Draw out every line with the word "image" from the listing below.

[BEGIN DATA EXCERPTS]

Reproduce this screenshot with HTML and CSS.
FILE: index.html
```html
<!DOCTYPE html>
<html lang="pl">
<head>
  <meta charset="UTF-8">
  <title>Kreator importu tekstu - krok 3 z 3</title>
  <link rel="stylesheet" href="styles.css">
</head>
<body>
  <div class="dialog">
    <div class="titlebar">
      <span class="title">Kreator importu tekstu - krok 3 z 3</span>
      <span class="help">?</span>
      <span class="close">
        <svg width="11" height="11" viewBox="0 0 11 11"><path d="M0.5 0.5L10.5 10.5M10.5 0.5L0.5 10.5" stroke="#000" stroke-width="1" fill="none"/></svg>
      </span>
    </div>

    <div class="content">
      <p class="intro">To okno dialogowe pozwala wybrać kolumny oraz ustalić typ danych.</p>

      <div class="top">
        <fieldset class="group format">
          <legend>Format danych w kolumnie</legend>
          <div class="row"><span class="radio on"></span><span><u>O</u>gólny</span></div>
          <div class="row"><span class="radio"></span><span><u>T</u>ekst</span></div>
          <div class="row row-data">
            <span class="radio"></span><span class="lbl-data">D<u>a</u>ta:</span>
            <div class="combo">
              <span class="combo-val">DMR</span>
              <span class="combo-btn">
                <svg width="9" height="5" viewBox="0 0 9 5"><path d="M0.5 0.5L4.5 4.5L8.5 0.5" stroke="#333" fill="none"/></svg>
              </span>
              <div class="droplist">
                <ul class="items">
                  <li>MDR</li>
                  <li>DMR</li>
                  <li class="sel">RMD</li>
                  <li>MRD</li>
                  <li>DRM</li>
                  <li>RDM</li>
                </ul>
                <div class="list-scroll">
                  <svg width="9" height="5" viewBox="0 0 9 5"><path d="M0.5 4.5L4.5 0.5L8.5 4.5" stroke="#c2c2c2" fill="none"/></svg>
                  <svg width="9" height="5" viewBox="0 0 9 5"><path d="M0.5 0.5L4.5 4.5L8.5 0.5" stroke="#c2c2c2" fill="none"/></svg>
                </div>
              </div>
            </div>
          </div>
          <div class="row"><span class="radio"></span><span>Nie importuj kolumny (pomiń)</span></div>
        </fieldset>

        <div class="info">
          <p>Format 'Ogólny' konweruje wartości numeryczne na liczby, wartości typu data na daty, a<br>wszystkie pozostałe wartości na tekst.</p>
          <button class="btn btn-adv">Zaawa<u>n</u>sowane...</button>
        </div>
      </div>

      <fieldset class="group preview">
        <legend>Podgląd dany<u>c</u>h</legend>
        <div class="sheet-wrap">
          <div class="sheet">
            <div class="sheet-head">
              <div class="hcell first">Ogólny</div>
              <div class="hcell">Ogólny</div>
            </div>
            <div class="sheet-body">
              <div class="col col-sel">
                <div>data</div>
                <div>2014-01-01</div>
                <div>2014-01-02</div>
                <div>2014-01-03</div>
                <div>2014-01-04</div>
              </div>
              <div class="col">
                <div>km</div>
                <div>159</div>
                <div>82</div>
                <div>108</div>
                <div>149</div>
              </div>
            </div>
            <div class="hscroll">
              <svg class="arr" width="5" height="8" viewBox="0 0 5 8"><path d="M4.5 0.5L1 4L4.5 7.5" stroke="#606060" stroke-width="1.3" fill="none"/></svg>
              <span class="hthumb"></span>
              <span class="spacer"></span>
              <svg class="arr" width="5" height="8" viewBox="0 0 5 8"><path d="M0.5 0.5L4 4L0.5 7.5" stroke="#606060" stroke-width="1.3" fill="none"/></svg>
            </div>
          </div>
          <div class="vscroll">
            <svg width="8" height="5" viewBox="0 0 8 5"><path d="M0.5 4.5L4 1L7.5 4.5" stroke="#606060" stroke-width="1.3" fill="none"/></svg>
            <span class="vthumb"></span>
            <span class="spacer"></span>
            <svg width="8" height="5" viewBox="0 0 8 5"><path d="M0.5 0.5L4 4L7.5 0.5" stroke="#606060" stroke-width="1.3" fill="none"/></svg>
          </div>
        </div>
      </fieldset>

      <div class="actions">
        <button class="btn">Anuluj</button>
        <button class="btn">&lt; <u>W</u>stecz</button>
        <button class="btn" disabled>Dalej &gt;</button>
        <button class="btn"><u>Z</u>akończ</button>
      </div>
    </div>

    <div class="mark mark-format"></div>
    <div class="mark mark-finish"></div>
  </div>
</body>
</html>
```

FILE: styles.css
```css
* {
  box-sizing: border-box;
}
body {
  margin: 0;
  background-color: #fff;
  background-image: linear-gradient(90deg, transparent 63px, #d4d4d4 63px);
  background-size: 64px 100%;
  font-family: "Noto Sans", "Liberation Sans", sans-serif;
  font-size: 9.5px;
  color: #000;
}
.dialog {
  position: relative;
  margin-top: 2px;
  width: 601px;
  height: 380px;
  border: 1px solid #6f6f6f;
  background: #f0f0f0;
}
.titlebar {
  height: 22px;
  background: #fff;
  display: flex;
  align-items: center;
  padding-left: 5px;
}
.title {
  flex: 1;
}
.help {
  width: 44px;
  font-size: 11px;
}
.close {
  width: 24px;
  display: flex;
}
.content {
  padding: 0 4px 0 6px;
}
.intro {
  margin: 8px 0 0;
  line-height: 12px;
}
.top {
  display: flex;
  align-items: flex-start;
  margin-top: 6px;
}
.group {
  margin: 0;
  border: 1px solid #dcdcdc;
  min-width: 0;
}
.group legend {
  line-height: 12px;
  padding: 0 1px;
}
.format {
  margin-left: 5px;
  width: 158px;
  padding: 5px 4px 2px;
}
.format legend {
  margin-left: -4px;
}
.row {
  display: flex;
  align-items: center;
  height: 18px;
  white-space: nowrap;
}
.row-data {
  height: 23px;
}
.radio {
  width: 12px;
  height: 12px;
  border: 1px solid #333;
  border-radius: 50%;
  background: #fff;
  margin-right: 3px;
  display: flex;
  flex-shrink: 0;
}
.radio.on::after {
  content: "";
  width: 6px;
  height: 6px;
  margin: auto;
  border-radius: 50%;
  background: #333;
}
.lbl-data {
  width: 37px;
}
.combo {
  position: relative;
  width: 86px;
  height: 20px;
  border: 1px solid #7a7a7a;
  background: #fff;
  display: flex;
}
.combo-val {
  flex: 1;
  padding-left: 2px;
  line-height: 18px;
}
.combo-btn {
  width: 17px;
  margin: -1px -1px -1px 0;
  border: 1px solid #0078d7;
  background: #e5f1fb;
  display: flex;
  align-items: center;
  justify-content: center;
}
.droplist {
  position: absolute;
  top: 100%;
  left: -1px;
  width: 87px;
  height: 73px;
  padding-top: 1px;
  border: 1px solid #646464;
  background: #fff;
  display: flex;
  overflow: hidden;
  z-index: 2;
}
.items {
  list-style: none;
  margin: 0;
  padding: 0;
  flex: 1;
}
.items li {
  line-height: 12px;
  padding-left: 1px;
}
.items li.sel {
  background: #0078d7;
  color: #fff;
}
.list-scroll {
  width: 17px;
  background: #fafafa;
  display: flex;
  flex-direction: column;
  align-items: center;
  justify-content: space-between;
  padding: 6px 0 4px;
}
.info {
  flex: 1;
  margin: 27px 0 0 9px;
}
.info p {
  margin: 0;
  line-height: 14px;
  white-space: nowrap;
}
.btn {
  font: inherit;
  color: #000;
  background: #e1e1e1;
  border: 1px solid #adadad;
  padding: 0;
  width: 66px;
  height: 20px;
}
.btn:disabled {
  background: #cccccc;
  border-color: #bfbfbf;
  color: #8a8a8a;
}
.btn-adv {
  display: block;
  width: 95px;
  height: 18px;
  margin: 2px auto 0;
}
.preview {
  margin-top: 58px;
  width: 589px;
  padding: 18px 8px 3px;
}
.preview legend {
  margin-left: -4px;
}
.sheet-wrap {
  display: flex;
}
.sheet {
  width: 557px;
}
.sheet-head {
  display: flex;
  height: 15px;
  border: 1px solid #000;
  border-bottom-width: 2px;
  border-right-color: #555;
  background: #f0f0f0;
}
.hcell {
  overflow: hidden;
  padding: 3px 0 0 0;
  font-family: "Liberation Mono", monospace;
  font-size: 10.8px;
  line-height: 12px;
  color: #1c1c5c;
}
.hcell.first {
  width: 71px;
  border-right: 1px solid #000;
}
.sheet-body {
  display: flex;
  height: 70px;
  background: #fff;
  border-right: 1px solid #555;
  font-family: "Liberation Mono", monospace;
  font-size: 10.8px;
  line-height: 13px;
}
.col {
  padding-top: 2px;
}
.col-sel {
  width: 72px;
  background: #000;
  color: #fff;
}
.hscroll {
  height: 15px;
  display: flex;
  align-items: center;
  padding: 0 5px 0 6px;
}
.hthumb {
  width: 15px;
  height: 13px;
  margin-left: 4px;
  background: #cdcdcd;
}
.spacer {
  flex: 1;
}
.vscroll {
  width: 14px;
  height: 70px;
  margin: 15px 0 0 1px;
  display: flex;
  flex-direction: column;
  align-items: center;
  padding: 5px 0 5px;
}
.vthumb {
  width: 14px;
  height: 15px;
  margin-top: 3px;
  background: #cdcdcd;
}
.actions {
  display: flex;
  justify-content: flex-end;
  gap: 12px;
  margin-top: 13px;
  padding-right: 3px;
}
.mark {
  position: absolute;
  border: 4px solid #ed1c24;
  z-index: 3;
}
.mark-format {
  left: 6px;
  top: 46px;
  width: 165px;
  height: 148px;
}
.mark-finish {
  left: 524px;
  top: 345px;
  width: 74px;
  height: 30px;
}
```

[END DATA EXCERPTS]
[BEGIN DATA EXCERPTS]

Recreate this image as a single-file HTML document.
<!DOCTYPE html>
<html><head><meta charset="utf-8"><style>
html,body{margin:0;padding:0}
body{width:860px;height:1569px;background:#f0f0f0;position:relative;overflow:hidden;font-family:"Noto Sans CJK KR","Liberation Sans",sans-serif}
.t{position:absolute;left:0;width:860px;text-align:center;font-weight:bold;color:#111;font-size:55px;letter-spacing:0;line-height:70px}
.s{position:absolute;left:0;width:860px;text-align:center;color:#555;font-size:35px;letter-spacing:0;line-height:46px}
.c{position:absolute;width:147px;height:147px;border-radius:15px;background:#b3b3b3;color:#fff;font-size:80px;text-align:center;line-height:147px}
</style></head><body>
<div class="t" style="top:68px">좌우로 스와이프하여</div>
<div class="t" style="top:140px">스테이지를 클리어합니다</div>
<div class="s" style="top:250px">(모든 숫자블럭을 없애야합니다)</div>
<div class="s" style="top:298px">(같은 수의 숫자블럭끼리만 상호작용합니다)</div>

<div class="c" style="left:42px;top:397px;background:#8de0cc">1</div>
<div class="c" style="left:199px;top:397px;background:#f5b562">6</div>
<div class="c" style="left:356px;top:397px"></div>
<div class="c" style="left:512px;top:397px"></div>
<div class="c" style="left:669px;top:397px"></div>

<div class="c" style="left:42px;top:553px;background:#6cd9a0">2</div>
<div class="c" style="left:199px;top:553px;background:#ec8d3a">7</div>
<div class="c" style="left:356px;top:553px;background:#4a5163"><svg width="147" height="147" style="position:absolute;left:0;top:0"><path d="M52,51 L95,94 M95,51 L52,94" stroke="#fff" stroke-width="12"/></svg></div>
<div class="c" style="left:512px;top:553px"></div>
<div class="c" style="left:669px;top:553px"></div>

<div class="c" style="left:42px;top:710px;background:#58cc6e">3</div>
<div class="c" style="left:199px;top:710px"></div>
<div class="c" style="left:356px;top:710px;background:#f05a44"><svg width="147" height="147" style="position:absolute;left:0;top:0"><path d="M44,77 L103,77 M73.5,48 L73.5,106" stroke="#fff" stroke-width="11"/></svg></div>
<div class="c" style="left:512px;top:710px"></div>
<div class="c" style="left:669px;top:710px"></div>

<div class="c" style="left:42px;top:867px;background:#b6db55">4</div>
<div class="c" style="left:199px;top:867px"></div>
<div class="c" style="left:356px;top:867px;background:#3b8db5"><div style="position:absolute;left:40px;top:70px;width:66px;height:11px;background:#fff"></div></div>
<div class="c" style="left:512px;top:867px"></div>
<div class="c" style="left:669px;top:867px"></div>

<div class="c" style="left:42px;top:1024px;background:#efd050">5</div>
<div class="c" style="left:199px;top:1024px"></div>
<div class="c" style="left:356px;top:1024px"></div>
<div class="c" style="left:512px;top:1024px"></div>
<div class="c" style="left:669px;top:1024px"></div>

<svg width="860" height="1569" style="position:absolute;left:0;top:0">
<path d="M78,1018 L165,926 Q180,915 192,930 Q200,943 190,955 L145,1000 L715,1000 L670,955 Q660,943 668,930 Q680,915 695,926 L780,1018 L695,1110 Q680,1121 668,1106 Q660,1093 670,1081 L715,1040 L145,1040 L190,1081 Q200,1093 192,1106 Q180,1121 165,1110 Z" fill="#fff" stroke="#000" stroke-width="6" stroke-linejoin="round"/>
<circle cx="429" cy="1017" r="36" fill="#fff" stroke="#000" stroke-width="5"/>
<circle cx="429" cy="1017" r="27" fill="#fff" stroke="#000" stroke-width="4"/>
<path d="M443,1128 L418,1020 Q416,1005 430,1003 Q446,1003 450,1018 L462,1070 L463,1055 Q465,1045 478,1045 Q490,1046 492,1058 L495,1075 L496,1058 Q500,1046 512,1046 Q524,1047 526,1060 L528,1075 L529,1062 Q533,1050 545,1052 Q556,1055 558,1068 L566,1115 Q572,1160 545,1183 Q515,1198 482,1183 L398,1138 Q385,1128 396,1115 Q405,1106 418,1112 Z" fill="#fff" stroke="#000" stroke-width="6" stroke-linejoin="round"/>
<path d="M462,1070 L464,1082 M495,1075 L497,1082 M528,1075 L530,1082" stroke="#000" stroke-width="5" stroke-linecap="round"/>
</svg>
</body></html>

[END DATA EXCERPTS]

◆ **THE OUTPUT**
  background-image: linear-gradient(90deg, transparent 63px, #d4d4d4 63px);
Recreate this image as a single-file HTML document.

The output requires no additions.